▶ _Stored records_:
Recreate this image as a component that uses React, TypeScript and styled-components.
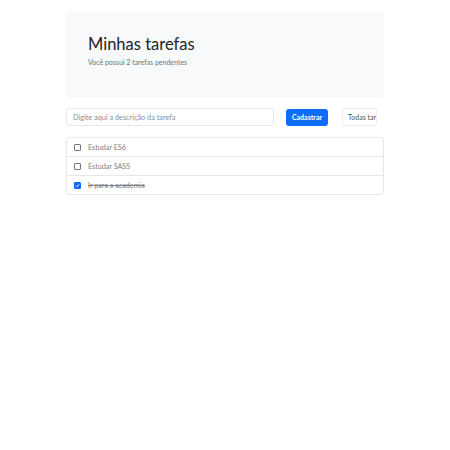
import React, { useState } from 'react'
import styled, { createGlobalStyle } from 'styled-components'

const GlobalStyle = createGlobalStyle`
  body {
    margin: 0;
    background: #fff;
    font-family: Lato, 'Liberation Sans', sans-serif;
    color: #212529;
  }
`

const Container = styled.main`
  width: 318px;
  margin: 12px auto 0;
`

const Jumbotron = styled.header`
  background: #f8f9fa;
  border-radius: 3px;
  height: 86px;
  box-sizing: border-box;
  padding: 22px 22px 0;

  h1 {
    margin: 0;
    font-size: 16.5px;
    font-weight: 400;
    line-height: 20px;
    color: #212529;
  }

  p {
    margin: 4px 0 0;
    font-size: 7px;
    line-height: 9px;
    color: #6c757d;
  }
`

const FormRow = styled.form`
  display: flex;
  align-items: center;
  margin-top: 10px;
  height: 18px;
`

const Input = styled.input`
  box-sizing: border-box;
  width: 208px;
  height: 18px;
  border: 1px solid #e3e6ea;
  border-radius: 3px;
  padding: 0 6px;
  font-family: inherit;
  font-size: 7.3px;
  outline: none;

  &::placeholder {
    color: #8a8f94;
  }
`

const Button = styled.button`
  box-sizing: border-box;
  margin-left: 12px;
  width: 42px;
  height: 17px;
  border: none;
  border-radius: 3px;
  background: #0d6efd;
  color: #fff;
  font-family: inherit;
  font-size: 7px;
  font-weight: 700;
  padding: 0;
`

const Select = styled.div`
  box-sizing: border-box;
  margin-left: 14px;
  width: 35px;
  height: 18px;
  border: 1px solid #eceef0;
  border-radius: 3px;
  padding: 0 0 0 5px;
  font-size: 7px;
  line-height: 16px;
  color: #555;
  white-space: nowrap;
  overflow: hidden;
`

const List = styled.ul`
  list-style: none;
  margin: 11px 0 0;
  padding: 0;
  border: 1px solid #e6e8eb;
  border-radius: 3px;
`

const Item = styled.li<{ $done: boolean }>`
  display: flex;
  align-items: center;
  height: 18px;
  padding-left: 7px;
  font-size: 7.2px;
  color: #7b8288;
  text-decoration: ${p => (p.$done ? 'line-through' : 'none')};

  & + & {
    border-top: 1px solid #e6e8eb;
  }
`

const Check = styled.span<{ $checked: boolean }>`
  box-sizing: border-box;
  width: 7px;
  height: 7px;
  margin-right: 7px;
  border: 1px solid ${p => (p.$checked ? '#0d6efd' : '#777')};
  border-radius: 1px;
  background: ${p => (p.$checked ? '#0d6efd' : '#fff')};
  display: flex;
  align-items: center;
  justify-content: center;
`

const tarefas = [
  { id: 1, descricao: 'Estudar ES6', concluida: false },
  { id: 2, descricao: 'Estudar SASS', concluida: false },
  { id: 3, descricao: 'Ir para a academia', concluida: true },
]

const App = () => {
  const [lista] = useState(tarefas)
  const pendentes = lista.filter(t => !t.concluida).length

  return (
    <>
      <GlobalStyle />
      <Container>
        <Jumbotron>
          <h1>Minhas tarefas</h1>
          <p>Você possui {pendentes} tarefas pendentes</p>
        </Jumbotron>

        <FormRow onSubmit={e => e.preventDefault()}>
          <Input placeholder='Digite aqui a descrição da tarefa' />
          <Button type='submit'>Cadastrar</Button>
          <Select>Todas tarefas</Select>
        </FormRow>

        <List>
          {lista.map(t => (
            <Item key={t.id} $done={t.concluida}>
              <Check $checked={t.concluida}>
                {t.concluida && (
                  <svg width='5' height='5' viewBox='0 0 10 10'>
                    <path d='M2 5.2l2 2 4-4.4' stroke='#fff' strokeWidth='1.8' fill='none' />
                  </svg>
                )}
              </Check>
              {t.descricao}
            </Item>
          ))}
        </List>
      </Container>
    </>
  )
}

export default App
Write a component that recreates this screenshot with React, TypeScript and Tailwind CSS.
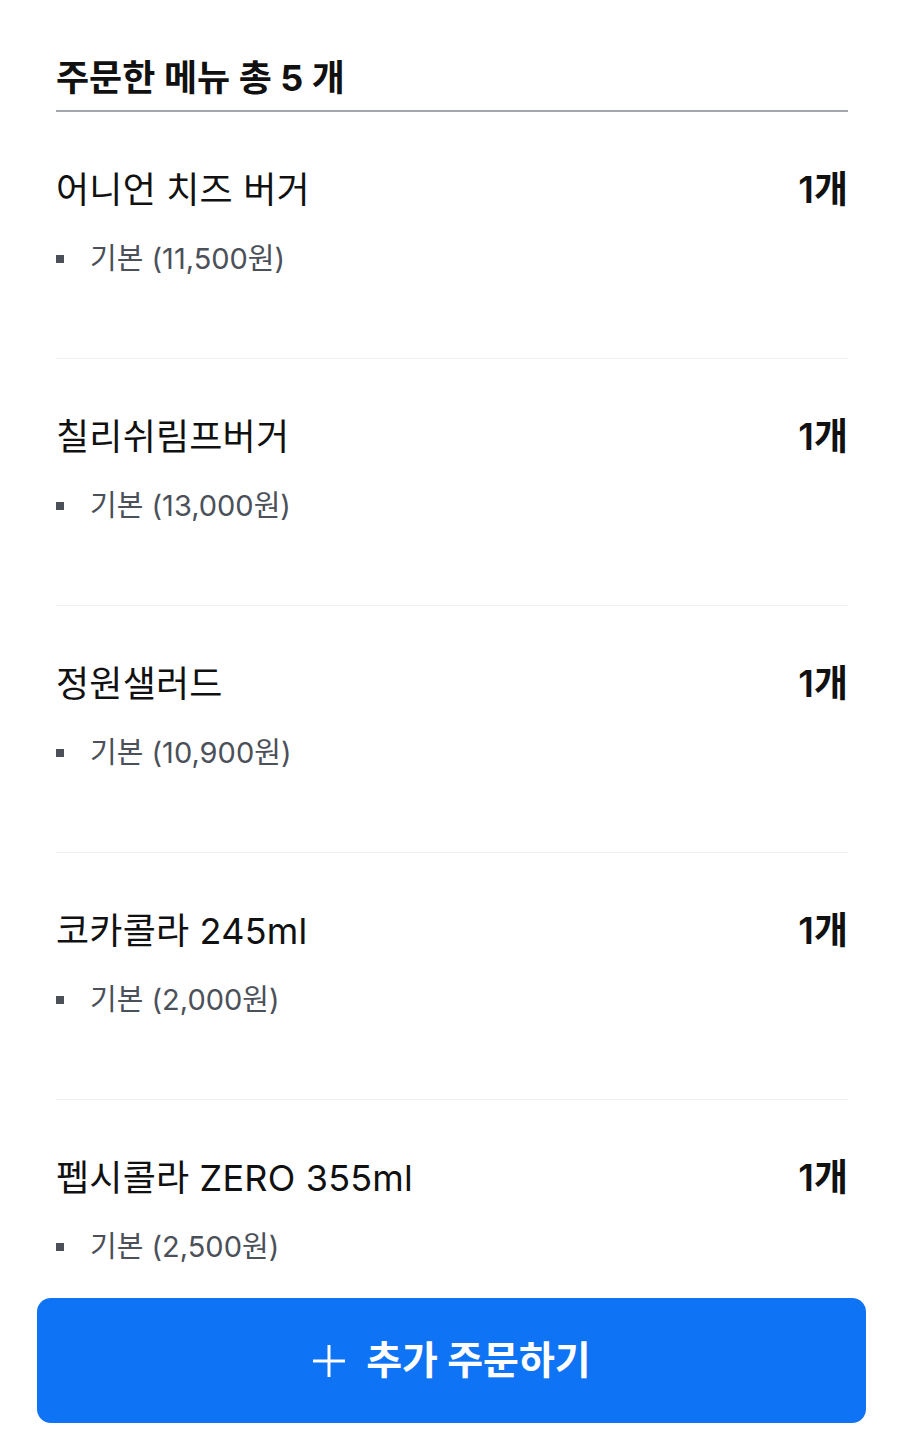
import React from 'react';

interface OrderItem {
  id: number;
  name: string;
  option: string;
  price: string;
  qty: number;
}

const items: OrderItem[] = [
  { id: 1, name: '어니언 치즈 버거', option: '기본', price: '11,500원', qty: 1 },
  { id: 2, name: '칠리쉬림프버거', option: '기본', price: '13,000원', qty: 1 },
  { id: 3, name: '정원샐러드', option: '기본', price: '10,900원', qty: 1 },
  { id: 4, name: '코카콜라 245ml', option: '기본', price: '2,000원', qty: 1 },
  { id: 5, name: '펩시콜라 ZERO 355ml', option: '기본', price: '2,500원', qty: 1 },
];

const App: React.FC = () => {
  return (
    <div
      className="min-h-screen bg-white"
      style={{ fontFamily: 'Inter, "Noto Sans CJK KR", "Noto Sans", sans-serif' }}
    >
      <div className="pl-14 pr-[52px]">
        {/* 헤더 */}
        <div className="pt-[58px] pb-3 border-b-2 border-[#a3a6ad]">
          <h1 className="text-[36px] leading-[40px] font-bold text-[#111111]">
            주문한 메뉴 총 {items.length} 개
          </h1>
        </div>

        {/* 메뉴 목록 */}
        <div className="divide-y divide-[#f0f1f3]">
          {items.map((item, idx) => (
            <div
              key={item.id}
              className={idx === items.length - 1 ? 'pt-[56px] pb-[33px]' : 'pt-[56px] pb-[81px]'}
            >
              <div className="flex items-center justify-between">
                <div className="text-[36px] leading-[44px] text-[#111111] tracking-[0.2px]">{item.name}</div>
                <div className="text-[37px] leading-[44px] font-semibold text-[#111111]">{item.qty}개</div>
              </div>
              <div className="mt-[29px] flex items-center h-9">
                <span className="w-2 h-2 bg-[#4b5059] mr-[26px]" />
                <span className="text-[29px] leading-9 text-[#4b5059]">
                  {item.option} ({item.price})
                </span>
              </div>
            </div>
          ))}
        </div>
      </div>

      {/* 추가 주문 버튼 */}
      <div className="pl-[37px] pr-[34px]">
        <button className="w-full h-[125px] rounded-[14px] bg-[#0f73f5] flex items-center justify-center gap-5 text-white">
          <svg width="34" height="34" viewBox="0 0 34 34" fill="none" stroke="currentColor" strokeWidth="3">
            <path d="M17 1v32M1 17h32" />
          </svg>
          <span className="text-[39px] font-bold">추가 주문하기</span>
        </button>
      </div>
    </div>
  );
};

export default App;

▶ _Given instruction_: Repeat the data above exactly, but not the pictures.

▶ _Answer to the task_:
Recreate this image as a component that uses React, TypeScript and styled-components.
import React, { useState } from 'react'
import styled, { createGlobalStyle } from 'styled-components'

const GlobalStyle = createGlobalStyle`
  body {
    margin: 0;
    background: #fff;
    font-family: Lato, 'Liberation Sans', sans-serif;
    color: #212529;
  }
`

const Container = styled.main`
  width: 318px;
  margin: 12px auto 0;
`

const Jumbotron = styled.header`
  background: #f8f9fa;
  border-radius: 3px;
  height: 86px;
  box-sizing: border-box;
  padding: 22px 22px 0;

  h1 {
    margin: 0;
    font-size: 16.5px;
    font-weight: 400;
    line-height: 20px;
    color: #212529;
  }

  p {
    margin: 4px 0 0;
    font-size: 7px;
    line-height: 9px;
    color: #6c757d;
  }
`

const FormRow = styled.form`
  display: flex;
  align-items: center;
  margin-top: 10px;
  height: 18px;
`

const Input = styled.input`
  box-sizing: border-box;
  width: 208px;
  height: 18px;
  border: 1px solid #e3e6ea;
  border-radius: 3px;
  padding: 0 6px;
  font-family: inherit;
  font-size: 7.3px;
  outline: none;

  &::placeholder {
    color: #8a8f94;
  }
`

const Button = styled.button`
  box-sizing: border-box;
  margin-left: 12px;
  width: 42px;
  height: 17px;
  border: none;
  border-radius: 3px;
  background: #0d6efd;
  color: #fff;
  font-family: inherit;
  font-size: 7px;
  font-weight: 700;
  padding: 0;
`

const Select = styled.div`
  box-sizing: border-box;
  margin-left: 14px;
  width: 35px;
  height: 18px;
  border: 1px solid #eceef0;
  border-radius: 3px;
  padding: 0 0 0 5px;
  font-size: 7px;
  line-height: 16px;
  color: #555;
  white-space: nowrap;
  overflow: hidden;
`

const List = styled.ul`
  list-style: none;
  margin: 11px 0 0;
  padding: 0;
  border: 1px solid #e6e8eb;
  border-radius: 3px;
`

const Item = styled.li<{ $done: boolean }>`
  display: flex;
  align-items: center;
  height: 18px;
  padding-left: 7px;
  font-size: 7.2px;
  color: #7b8288;
  text-decoration: ${p => (p.$done ? 'line-through' : 'none')};

  & + & {
    border-top: 1px solid #e6e8eb;
  }
`

const Check = styled.span<{ $checked: boolean }>`
  box-sizing: border-box;
  width: 7px;
  height: 7px;
  margin-right: 7px;
  border: 1px solid ${p => (p.$checked ? '#0d6efd' : '#777')};
  border-radius: 1px;
  background: ${p => (p.$checked ? '#0d6efd' : '#fff')};
  display: flex;
  align-items: center;
  justify-content: center;
`

const tarefas = [
  { id: 1, descricao: 'Estudar ES6', concluida: false },
  { id: 2, descricao: 'Estudar SASS', concluida: false },
  { id: 3, descricao: 'Ir para a academia', concluida: true },
]

const App = () => {
  const [lista] = useState(tarefas)
  const pendentes = lista.filter(t => !t.concluida).length

  return (
    <>
      <GlobalStyle />
      <Container>
        <Jumbotron>
          <h1>Minhas tarefas</h1>
          <p>Você possui {pendentes} tarefas pendentes</p>
        </Jumbotron>

        <FormRow onSubmit={e => e.preventDefault()}>
          <Input placeholder='Digite aqui a descrição da tarefa' />
          <Button type='submit'>Cadastrar</Button>
          <Select>Todas tarefas</Select>
        </FormRow>

        <List>
          {lista.map(t => (
            <Item key={t.id} $done={t.concluida}>
              <Check $checked={t.concluida}>
                {t.concluida && (
                  <svg width='5' height='5' viewBox='0 0 10 10'>
                    <path d='M2 5.2l2 2 4-4.4' stroke='#fff' strokeWidth='1.8' fill='none' />
                  </svg>
                )}
              </Check>
              {t.descricao}
            </Item>
          ))}
        </List>
      </Container>
    </>
  )
}

export default App
Write a component that recreates this screenshot with React, TypeScript and Tailwind CSS.
import React from 'react';

interface OrderItem {
  id: number;
  name: string;
  option: string;
  price: string;
  qty: number;
}

const items: OrderItem[] = [
  { id: 1, name: '어니언 치즈 버거', option: '기본', price: '11,500원', qty: 1 },
  { id: 2, name: '칠리쉬림프버거', option: '기본', price: '13,000원', qty: 1 },
  { id: 3, name: '정원샐러드', option: '기본', price: '10,900원', qty: 1 },
  { id: 4, name: '코카콜라 245ml', option: '기본', price: '2,000원', qty: 1 },
  { id: 5, name: '펩시콜라 ZERO 355ml', option: '기본', price: '2,500원', qty: 1 },
];

const App: React.FC = () => {
  return (
    <div
      className="min-h-screen bg-white"
      style={{ fontFamily: 'Inter, "Noto Sans CJK KR", "Noto Sans", sans-serif' }}
    >
      <div className="pl-14 pr-[52px]">
        {/* 헤더 */}
        <div className="pt-[58px] pb-3 border-b-2 border-[#a3a6ad]">
          <h1 className="text-[36px] leading-[40px] font-bold text-[#111111]">
            주문한 메뉴 총 {items.length} 개
          </h1>
        </div>

        {/* 메뉴 목록 */}
        <div className="divide-y divide-[#f0f1f3]">
          {items.map((item, idx) => (
            <div
              key={item.id}
              className={idx === items.length - 1 ? 'pt-[56px] pb-[33px]' : 'pt-[56px] pb-[81px]'}
            >
              <div className="flex items-center justify-between">
                <div className="text-[36px] leading-[44px] text-[#111111] tracking-[0.2px]">{item.name}</div>
                <div className="text-[37px] leading-[44px] font-semibold text-[#111111]">{item.qty}개</div>
              </div>
              <div className="mt-[29px] flex items-center h-9">
                <span className="w-2 h-2 bg-[#4b5059] mr-[26px]" />
                <span className="text-[29px] leading-9 text-[#4b5059]">
                  {item.option} ({item.price})
                </span>
              </div>
            </div>
          ))}
        </div>
      </div>

      {/* 추가 주문 버튼 */}
      <div className="pl-[37px] pr-[34px]">
        <button className="w-full h-[125px] rounded-[14px] bg-[#0f73f5] flex items-center justify-center gap-5 text-white">
          <svg width="34" height="34" viewBox="0 0 34 34" fill="none" stroke="currentColor" strokeWidth="3">
            <path d="M17 1v32M1 17h32" />
          </svg>
          <span className="text-[39px] font-bold">추가 주문하기</span>
        </button>
      </div>
    </div>
  );
};

export default App;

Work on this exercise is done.